Returns: Nested dictionary with results per model per task.

{
    "gemma-2b": {
        "mmlu": {
            "overall": {"accuracy": 0.65, "total": 1000},
            "subjects": {"mathematics": {"accuracy": 0.58}}
        }
    }
}

save_results

save_results(output_path: Optional[str] = None) -> str

Save results to disk.

Parameter	Type	Description
output_path	Optional[str]	Path to save. If None, generates timestamp-based path.

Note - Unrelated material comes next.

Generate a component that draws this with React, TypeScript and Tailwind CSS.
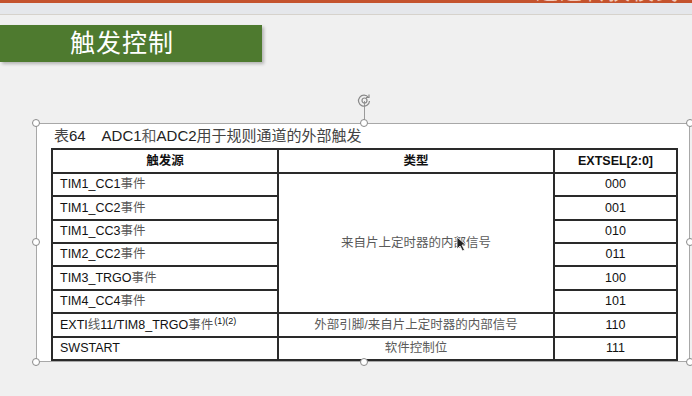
import React from "react";

const sans = "font-['Liberation_Sans','Noto_Sans_CJK_SC',sans-serif]";

type Row = { src: React.ReactNode; code: string; h: string };

const cn = (t: string) => <span className="text-[#5a5a5a]">{t}</span>;

const rows: Row[] = [
  { src: <>TIM1_CC1{cn("事件")}</>, code: "000", h: "h-[23px]" },
  { src: <>TIM1_CC2{cn("事件")}</>, code: "001", h: "h-[24px]" },
  { src: <>TIM1_CC3{cn("事件")}</>, code: "010", h: "h-[23px]" },
  { src: <>TIM2_CC2{cn("事件")}</>, code: "011", h: "h-[23px]" },
  { src: <>TIM3_TRGO{cn("事件")}</>, code: "100", h: "h-[24px]" },
  { src: <>TIM4_CC4{cn("事件")}</>, code: "101", h: "h-[23px]" },
  {
    src: (
      <>
        EXTI{cn("线")}11/TIM8_TRGO{cn("事件")}
        <sup className="text-[9px] ml-px">(1)(2)</sup>
      </>
    ),
    code: "110",
    h: "h-[24px]",
  },
  { src: <>SWSTART</>, code: "111", h: "h-[23px]" },
];

function Handle({ className }: { className: string }) {
  return (
    <span
      className={`absolute w-[8px] h-[8px] rounded-full border border-[#8a8a8a] bg-white ${className}`}
    />
  );
}

export default function App() {
  return (
    <div className={`w-[692px] h-[396px] bg-[#f0f0f0] overflow-hidden ${sans}`}>
      {/* top ribbon, title text of the slide above is cut off */}
      <div className="h-[3px] bg-[#c4532e] overflow-hidden flex justify-end pr-[12px]">
        <span className="text-[22px] leading-[22px] -mt-[19px] text-[#f3cbbd] tracking-[2px]">
          通道转换模式
        </span>
      </div>
      <div className="h-[12px] bg-[#e5e7eb] border-b border-[#d6d2cc]" />

      {/* section banner */}
      <div className="mt-[10px] w-[262px] h-[37px] bg-[#4e7a2f] shadow-[2px_2px_3px_rgba(0,0,0,0.25)] flex items-center pl-[70px]">
        <span className="text-white text-[25px] leading-none tracking-[1px]">触发控制</span>
      </div>

      {/* selected picture frame */}
      <div className="relative ml-[36px] mt-[61px] w-[654px] h-[239px] border border-[#a8a8a8] bg-white">
        <span className="absolute left-[327px] -top-[23px] w-px h-[23px] bg-[#9a9a9a]" />
        <svg
          className="absolute left-[320px] -top-[31px]"
          width="15"
          height="15"
          viewBox="0 0 15 15"
          fill="none"
          stroke="#8a8a8a"
          strokeWidth="1.2"
        >
          <path d="M11.5 4.5A5.5 5.5 0 1 0 12.5 8" />
          <path d="M9 4.5h3V1.5" />
          <circle cx="7.5" cy="7.5" r="2.5" />
        </svg>
        <Handle className="-left-[5px] -top-[5px]" />
        <Handle className="left-[323px] -top-[5px]" />
        <Handle className="-right-[5px] -top-[5px]" />
        <Handle className="-left-[5px] top-[114px]" />
        <Handle className="-right-[5px] top-[114px]" />
        <Handle className="-left-[5px] -bottom-[5px]" />
        <Handle className="left-[323px] -bottom-[5px]" />
        <Handle className="-right-[5px] -bottom-[5px]" />

        <div className="pl-[17px] h-[24px] flex items-center text-[15px] text-[#222] whitespace-pre">
          <span className="text-[#444]">表</span>64{"    "}ADC1{cn("和")}ADC2
          <span className="text-[#444]">用于规则通道的外部触发</span>
        </div>

        <table className="ml-[14px] w-[625px] border-collapse table-fixed text-[12.5px] text-[#111]">
          <colgroup>
            <col className="w-[226px]" />
            <col className="w-[276px]" />
            <col className="w-[123px]" />
          </colgroup>
          <thead>
            <tr className="h-[24px]">
              <th className="border-2 border-[#2a2a2a] font-bold">触发源</th>
              <th className="border-2 border-[#2a2a2a] font-bold">类型</th>
              <th className="border-2 border-[#2a2a2a] font-bold">EXTSEL[2:0]</th>
            </tr>
          </thead>
          <tbody>
            {rows.map((r, i) => (
              <tr key={r.code} className={r.h}>
                <td className="border-2 border-[#2a2a2a] pl-[7px] py-0 whitespace-nowrap">{r.src}</td>
                {i === 0 && (
                  <td rowSpan={6} className="border-2 border-[#2a2a2a] text-center relative">
                    {cn("来自片上定时器的内部信号")}
                    <svg
                      className="absolute left-[177px] top-[62px]"
                      width="12"
                      height="16"
                      viewBox="0 0 12 16"
                    >
                      <path
                        d="M1 1v12l3-3 2.5 5 2-1-2.5-5H10z"
                        fill="#222"
                        stroke="#fff"
                        strokeWidth="0.8"
                      />
                    </svg>
                  </td>
                )}
                {i === 6 && (
                  <td className="border-2 border-[#2a2a2a] text-center">
                    {cn("外部引脚/来自片上定时器的内部信号")}
                  </td>
                )}
                {i === 7 && (
                  <td className="border-2 border-[#2a2a2a] text-center">{cn("软件控制位")}</td>
                )}
                <td className="border-2 border-[#2a2a2a] text-center">{r.code}</td>
              </tr>
            ))}
          </tbody>
        </table>
      </div>
    </div>
  );
}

Returns: Path where results were saved.

Evaluation Components

BenchmarkTask Base Interface

All tasks implement this interface:

class BenchmarkTask:
    def __init__(self, config: Dict[str, Any]):
        """Initialize with configuration."""
        pass

    def load_data(self) -> Any:
        """Load benchmark dataset."""
        pass

    def evaluate(self, model: ModelWrapper) -> Dict[str, Any]:
        """Evaluate model on this task."""
        pass

MMLUBenchmark

from openevals.tasks.mmlu import MMLUBenchmark

config = {"subset": "mathematics", "shot_count": 5}
benchmark = MMLUBenchmark(config)
results = benchmark.evaluate(model_wrapper)

Configuration:

Option	Type	Description
subset	str	Subject subset: “all”, “mathematics”, etc.
shot_count	int	Few-shot examples (0-10)

Returns:

{
    "overall": {"correct": 650, "total": 1000, "accuracy": 0.65},
    "subjects": {
        "algebra": {"correct": 45, "total": 50, "accuracy": 0.90}
    }
}

Gsm8kBenchmark

from openevals.tasks.gsm8k import Gsm8kBenchmark

config = {"shot_count": 5, "use_chain_of_thought": True}
benchmark = Gsm8kBenchmark(config)

Configuration:

Option	Type	Description
shot_count	int	Few-shot examples
use_chain_of_thought	bool	Enable CoT prompting

HumanevalBenchmark

from openevals.tasks.humaneval import HumanevalBenchmark

config = {"timeout": 10, "temperature": 0.2}
benchmark = HumanevalBenchmark(config)

Configuration:

Option	Type	Description
timeout	int	Execution timeout (seconds)
temperature	float	Sampling temperature
max_new_tokens	int	Maximum tokens

Utilities

Metrics Functions

from openevals.utils.metrics import (
    calculate_accuracy,
    calculate_pass_at_k,
    calculate_confidence_interval,
    aggregate_results
)

calculate_accuracy

calculate_accuracy(correct: int, total: int) -> float

calculate_pass_at_k

calculate_pass_at_k(n_samples: int, n_correct: int, k: int) -> float

calculate_confidence_interval

calculate_confidence_interval(
    accuracy: float,
    n_samples: int,
    confidence: float = 0.95
) -> Tuple[float, float]

Visualization

ChartGenerator

from openevals.visualization.charts import ChartGenerator

generator = ChartGenerator("output/charts")

create_performance_heatmap

create_performance_heatmap(results: Dict) -> str

Generate heatmap of model x task performance.

create_model_comparison_chart

create_model_comparison_chart(results: Dict, task_name: str) -> str

Generate bar chart comparing models on a task.

create_efficiency_comparison_chart

create_efficiency_comparison_chart(results: Dict) -> Dict[str, str]

Generate efficiency charts (latency, memory, throughput).

Exceptions

Exception	Description
ModelLoadingError	Model loading failed
TaskInitializationError	Task initialization failed
BenchmarkExecutionError	Benchmark execution failed
ConfigurationError	Invalid configuration